(Stored records)
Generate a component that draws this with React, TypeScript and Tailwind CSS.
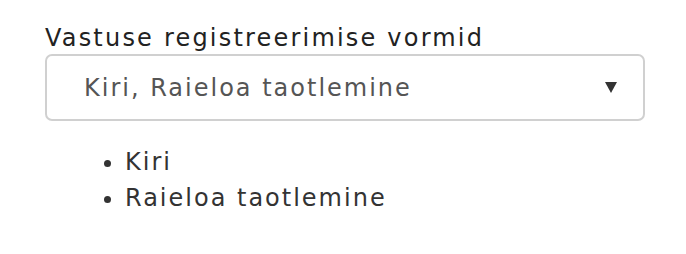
export default function App() {
  const options = ['Kiri', 'Raieloa taotlemine'];

  return (
    <div className="w-[686px] h-[254px] bg-white font-['DejaVu_Sans',sans-serif] tracking-[2px]">
      <div className="pl-[45px] pt-[23px] w-[645px]">
        <label className="block text-[24px] leading-[30px] text-[#222] tracking-[2.2px]">
          Vastuse registreerimise vormid
        </label>
        <div className="mt-[1px] h-[67px] rounded-[7px] border-2 border-[#d0d0d0] flex items-center pl-[37px] pr-[26px]">
          <span className="flex-1 text-[24px] text-[#555]">{options.join(', ')}</span>
          <svg width="12" height="11" viewBox="0 0 12 11">
            <path d="M0 0 H12 L6 11 Z" fill="#333" />
          </svg>
        </div>
        <ul className="list-disc pl-[80px] mt-[23px] text-[24px] leading-[36px] text-[#333]">
          {options.map((o) => (
            <li key={o}>{o}</li>
          ))}
        </ul>
      </div>
    </div>
  );
}
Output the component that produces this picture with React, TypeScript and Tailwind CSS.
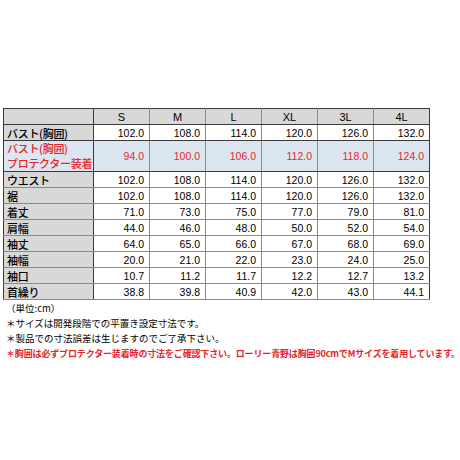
import React from "react";

const sizes = ["S", "M", "L", "XL", "3L", "4L"];

const rows: { label: string; values: string[] }[] = [
  { label: "バスト(胸囲)", values: ["102.0", "108.0", "114.0", "120.0", "126.0", "132.0"] },
  { label: "__blue__", values: ["94.0", "100.0", "106.0", "112.0", "118.0", "124.0"] },
  { label: "ウエスト", values: ["102.0", "108.0", "114.0", "120.0", "126.0", "132.0"] },
  { label: "裾", values: ["102.0", "108.0", "114.0", "120.0", "126.0", "132.0"] },
  { label: "着丈", values: ["71.0", "73.0", "75.0", "77.0", "79.0", "81.0"] },
  { label: "肩幅", values: ["44.0", "46.0", "48.0", "50.0", "52.0", "54.0"] },
  { label: "袖丈", values: ["64.0", "65.0", "66.0", "67.0", "68.0", "69.0"] },
  { label: "袖幅", values: ["20.0", "21.0", "22.0", "23.0", "24.0", "25.0"] },
  { label: "袖口", values: ["10.7", "11.2", "11.7", "12.2", "12.7", "13.2"] },
  { label: "首繰り", values: ["38.8", "39.8", "40.9", "42.0", "43.0", "44.1"] },
];

const jp = "font-['Noto_Sans_CJK_JP',sans-serif]";
const num = "font-['Liberation_Sans','Noto_Sans_CJK_JP',sans-serif]";

export default function App() {
  return (
    <div className="w-[460px] h-[460px] bg-white pt-[108px] pl-[3px]">
      <table className="table-fixed border-collapse border border-[#3a3a3a] w-[426px]">
        <colgroup>
          <col className="w-[90px]" />
          {sizes.map((s) => (
            <col key={s} className="w-[56px]" />
          ))}
        </colgroup>
        <thead>
          <tr className="h-[16px] bg-[#d8d8d8]">
            <th className="border-r border-b border-[#3a3a3a] p-0"></th>
            {sizes.map((s) => (
              <th
                key={s}
                className={`border-l border-b border-[#3a3a3a] border-l-[#8a8a8a] p-0 text-center text-[11px] font-normal leading-[14px] text-black ${num}`}
              >
                {s}
              </th>
            ))}
          </tr>
        </thead>
        <tbody>
          {rows.map((r, i) => {
            const blue = r.label === "__blue__";
            const nextBlue = rows[i + 1]?.label === "__blue__";
            const darkBottom = blue || nextBlue;
            return (
              <tr key={i} className={blue ? "h-[30px] bg-[#dce6f1]" : "h-[16px]"}>
                <td
                  className={`p-0 pl-[3px] border-r border-[#3a3a3a] border-b ${
                    darkBottom ? "border-b-[#3a3a3a]" : "border-b-[#8a8a8a]"
                  } ${blue ? "bg-[#dce6f1]" : "bg-[#d8d8d8]"} ${jp} font-medium tracking-[-0.3px] whitespace-nowrap`}
                >
                  {blue ? (
                    <div className="text-[11px] leading-[15px] text-[#e8242b]">
                      <div>バスト(胸囲)</div>
                      <div>プロテクター装着</div>
                    </div>
                  ) : (
                    <div className="text-[11px] leading-[14px] text-black">{r.label}</div>
                  )}
                </td>
                {r.values.map((v, j) => (
                  <td
                    key={j}
                    className={`p-0 pr-[5px] text-right border-l border-l-[#8a8a8a] border-b ${
                      darkBottom ? "border-b-[#3a3a3a]" : "border-b-[#8a8a8a]"
                    } text-[10.5px] leading-[14px] ${num} ${blue ? "text-[#e8242b]" : "text-black"}`}
                  >
                    {v}
                  </td>
                ))}
              </tr>
            );
          })}
        </tbody>
      </table>
      <div className={`pl-[3px] pt-[1px] ${jp} text-[9.5px] leading-[15px] text-black`}>
        <div>（単位:cm）</div>
        <div>＊サイズは開発段階での平置き設定寸法です。</div>
        <div>＊製品での寸法誤差は生じますのでご了承下さい。</div>
        <div className="text-[9px] font-bold tracking-[-0.15px] text-[#e8242b] whitespace-nowrap">
          ＊胸囲は必ずプロテクター装着時の寸法をご確認下さい。ローリー青野は胸囲90cmでMサイズを着用しています。
        </div>
      </div>
    </div>
  );
}
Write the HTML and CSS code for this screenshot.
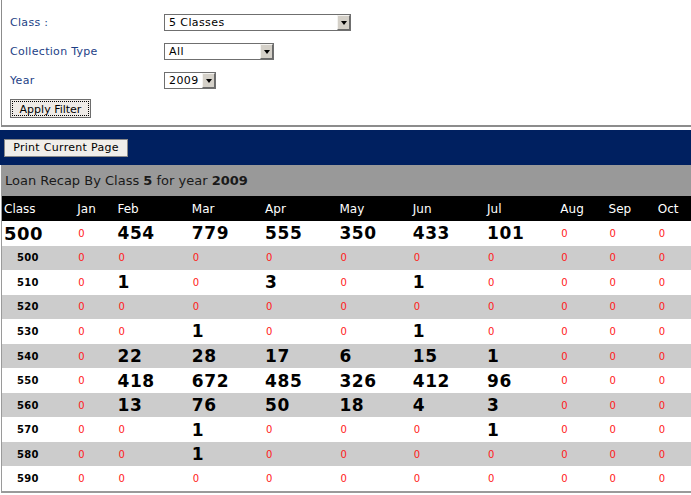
FILE: index.html
```html
<!DOCTYPE html>
<html>
<head>
<meta charset="utf-8">
<link rel="stylesheet" href="styles.css">
</head>
<body>
<div class="filter">
  <div class="filter-grid">
    <div class="label">Class :</div>
    <div class="select w-class"><span class="val">5 Classes</span><span class="arrow"></span></div>
    <div class="label">Collection Type</div>
    <div class="select w-coll"><span class="val">All</span><span class="arrow"></span></div>
    <div class="label">Year</div>
    <div class="select w-year"><span class="val">2009</span><span class="arrow"></span></div>
  </div>
  <button class="btn apply"><span class="focus">Apply Filter</span></button>
</div>
<div class="toolbar">
  <button class="btn print">Print Current Page</button>
</div>
<div class="report">
  <div class="title">Loan Recap By Class <b>5</b> for year <b>2009</b></div>
  <table class="recap">
    <colgroup>
      <col class="c-class"><col class="c-jan"><col class="c-m"><col class="c-m2"><col class="c-m"><col class="c-m2"><col class="c-m"><col class="c-m2"><col class="c-aug"><col class="c-sep"><col class="c-oct">
    </colgroup>
    <thead>
      <tr><th>Class</th><th>Jan</th><th>Feb</th><th>Mar</th><th>Apr</th><th>May</th><th>Jun</th><th>Jul</th><th>Aug</th><th>Sep</th><th>Oct</th></tr>
    </thead>
    <tbody>
      <tr class="total"><td class="cls">500</td><td class="z">0</td><td class="n">454</td><td class="n">779</td><td class="n">555</td><td class="n">350</td><td class="n">433</td><td class="n">101</td><td class="z">0</td><td class="z">0</td><td class="z">0</td></tr>
      <tr class="alt"><td class="sub">500</td><td class="z">0</td><td class="z">0</td><td class="z">0</td><td class="z">0</td><td class="z">0</td><td class="z">0</td><td class="z">0</td><td class="z">0</td><td class="z">0</td><td class="z">0</td></tr>
      <tr><td class="sub">510</td><td class="z">0</td><td class="n">1</td><td class="z">0</td><td class="n">3</td><td class="z">0</td><td class="n">1</td><td class="z">0</td><td class="z">0</td><td class="z">0</td><td class="z">0</td></tr>
      <tr class="alt"><td class="sub">520</td><td class="z">0</td><td class="z">0</td><td class="z">0</td><td class="z">0</td><td class="z">0</td><td class="z">0</td><td class="z">0</td><td class="z">0</td><td class="z">0</td><td class="z">0</td></tr>
      <tr><td class="sub">530</td><td class="z">0</td><td class="z">0</td><td class="n">1</td><td class="z">0</td><td class="z">0</td><td class="n">1</td><td class="z">0</td><td class="z">0</td><td class="z">0</td><td class="z">0</td></tr>
      <tr class="alt"><td class="sub">540</td><td class="z">0</td><td class="n">22</td><td class="n">28</td><td class="n">17</td><td class="n">6</td><td class="n">15</td><td class="n">1</td><td class="z">0</td><td class="z">0</td><td class="z">0</td></tr>
      <tr><td class="sub">550</td><td class="z">0</td><td class="n">418</td><td class="n">672</td><td class="n">485</td><td class="n">326</td><td class="n">412</td><td class="n">96</td><td class="z">0</td><td class="z">0</td><td class="z">0</td></tr>
      <tr class="alt"><td class="sub">560</td><td class="z">0</td><td class="n">13</td><td class="n">76</td><td class="n">50</td><td class="n">18</td><td class="n">4</td><td class="n">3</td><td class="z">0</td><td class="z">0</td><td class="z">0</td></tr>
      <tr><td class="sub">570</td><td class="z">0</td><td class="z">0</td><td class="n">1</td><td class="z">0</td><td class="z">0</td><td class="z">0</td><td class="n">1</td><td class="z">0</td><td class="z">0</td><td class="z">0</td></tr>
      <tr class="alt"><td class="sub">580</td><td class="z">0</td><td class="z">0</td><td class="n">1</td><td class="z">0</td><td class="z">0</td><td class="z">0</td><td class="z">0</td><td class="z">0</td><td class="z">0</td><td class="z">0</td></tr>
      <tr><td class="sub">590</td><td class="z">0</td><td class="z">0</td><td class="z">0</td><td class="z">0</td><td class="z">0</td><td class="z">0</td><td class="z">0</td><td class="z">0</td><td class="z">0</td><td class="z">0</td></tr>
    </tbody>
  </table>
</div>
</body>
</html>
```
FILE: styles.css
```css
html, body {
  margin: 0;
  padding: 0;
  background: #fff;
  overflow: hidden;
}
body {
  font-family: "DejaVu Sans", Verdana, sans-serif;
  font-size: 11px;
  color: #000;
  width: 691px;
}
.filter {
  margin-left: 1px;
  border-left: 1px solid #8c8c8c;
  border-bottom: 2px solid #8c8c8c;
  padding: 14px 0 0 8px;
  box-sizing: border-box;
  height: 127px;
}
.filter-grid {
  display: grid;
  grid-template-columns: 154px auto;
  row-gap: 12px;
  align-items: center;
}
.label {
  color: #1d3f86;
  font-size: 11px;
  line-height: 17px;
  letter-spacing: 0.3px;
}
.select {
  display: flex;
  align-items: stretch;
  height: 17px;
  box-sizing: border-box;
  border: 1px solid #6f6f6f;
  background: #fff;
  justify-self: start;
}
.w-class { width: 187px; }
.w-coll { width: 110px; }
.w-year { width: 52px; }
.select .val {
  flex: 1;
  padding-left: 4px;
  line-height: 15px;
  font-size: 11px;
  letter-spacing: 0.4px;
  white-space: nowrap;
}
.select .arrow {
  width: 13px;
  box-sizing: border-box;
  background: #d4d0c8;
  border-top: 1px solid #f4f3f0;
  border-left: 1px solid #f4f3f0;
  border-right: 1px solid #6a6a6a;
  border-bottom: 1px solid #6a6a6a;
  display: flex;
  align-items: center;
  justify-content: center;
}
.select .arrow::after {
  content: "";
  border-left: 3px solid transparent;
  border-right: 3px solid transparent;
  border-top: 4px solid #000;
}
.btn {
  font-family: "DejaVu Sans", Verdana, sans-serif;
  font-size: 11px;
  color: #000;
  background: #efebe7;
  border: 1px solid #6d6d6d;
  padding: 0;
  margin: 0;
  display: block;
}
.apply {
  margin-top: 10px;
  width: 81px;
  height: 19px;
  padding: 1px;
}
.apply .focus {
  display: block;
  height: 100%;
  box-sizing: border-box;
  border: 1px dotted #000;
  line-height: 15px;
}
.toolbar {
  margin-top: 3px;
  background: #002060;
  height: 35px;
  padding: 9px 0 0 4px;
  box-sizing: border-box;
}
.print {
  width: 124px;
  height: 18px;
  background: #f0eeea;
  border: 1px solid #8a8a8a;
  line-height: 16px;
  letter-spacing: 0.3px;
}
.report {
  margin-left: 1px;
  border-left: 1px solid #9a9a9a;
  border-bottom: 2px solid #9a9a9a;
  width: 700px;
}
.title {
  background: #999999;
  height: 31px;
  line-height: 31px;
  font-size: 13px;
  color: #1a1a1a;
  padding-left: 3px;
}
.title b { font-weight: bold; }
.recap {
  border-collapse: collapse;
  table-layout: fixed;
  width: 700px;
}
.c-class { width: 73px; }
.c-jan { width: 40px; }
.c-m { width: 74px; }
.c-m2 { width: 73px; }
.c-aug { width: 48px; }
.c-sep { width: 49px; }
.c-oct { width: 46px; }
.recap th {
  background: #000;
  color: #fff;
  font-weight: normal;
  font-size: 12px;
  text-align: left;
  height: 25px;
  padding: 0 0 0 2px;
  white-space: nowrap;
}
.recap th:first-child { padding-left: 2px; }
.recap td {
  height: 24.55px;
  padding: 0 0 0 2px;
  text-align: left;
  white-space: nowrap;
}
.recap tr.alt td { background: #cccccc; }
.recap td.cls {
  font-size: 18px;
  font-weight: bold;
  padding-left: 2px;
  letter-spacing: 0.5px;
}
.recap td.sub {
  font-size: 10px;
  font-weight: bold;
  padding-left: 15px;
  letter-spacing: 0.3px;
}
.recap td.n {
  font-size: 17px;
  font-weight: bold;
  letter-spacing: 0.6px;
}
.recap td.z {
  color: #ff1a1a;
  font-size: 10px;
  padding-left: 3px;
}
```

Short problem
Return every line containing "TypeScript".

Task response
Generate a component that draws this with React, TypeScript and Tailwind CSS.
Output the component that produces this picture with React, TypeScript and Tailwind CSS.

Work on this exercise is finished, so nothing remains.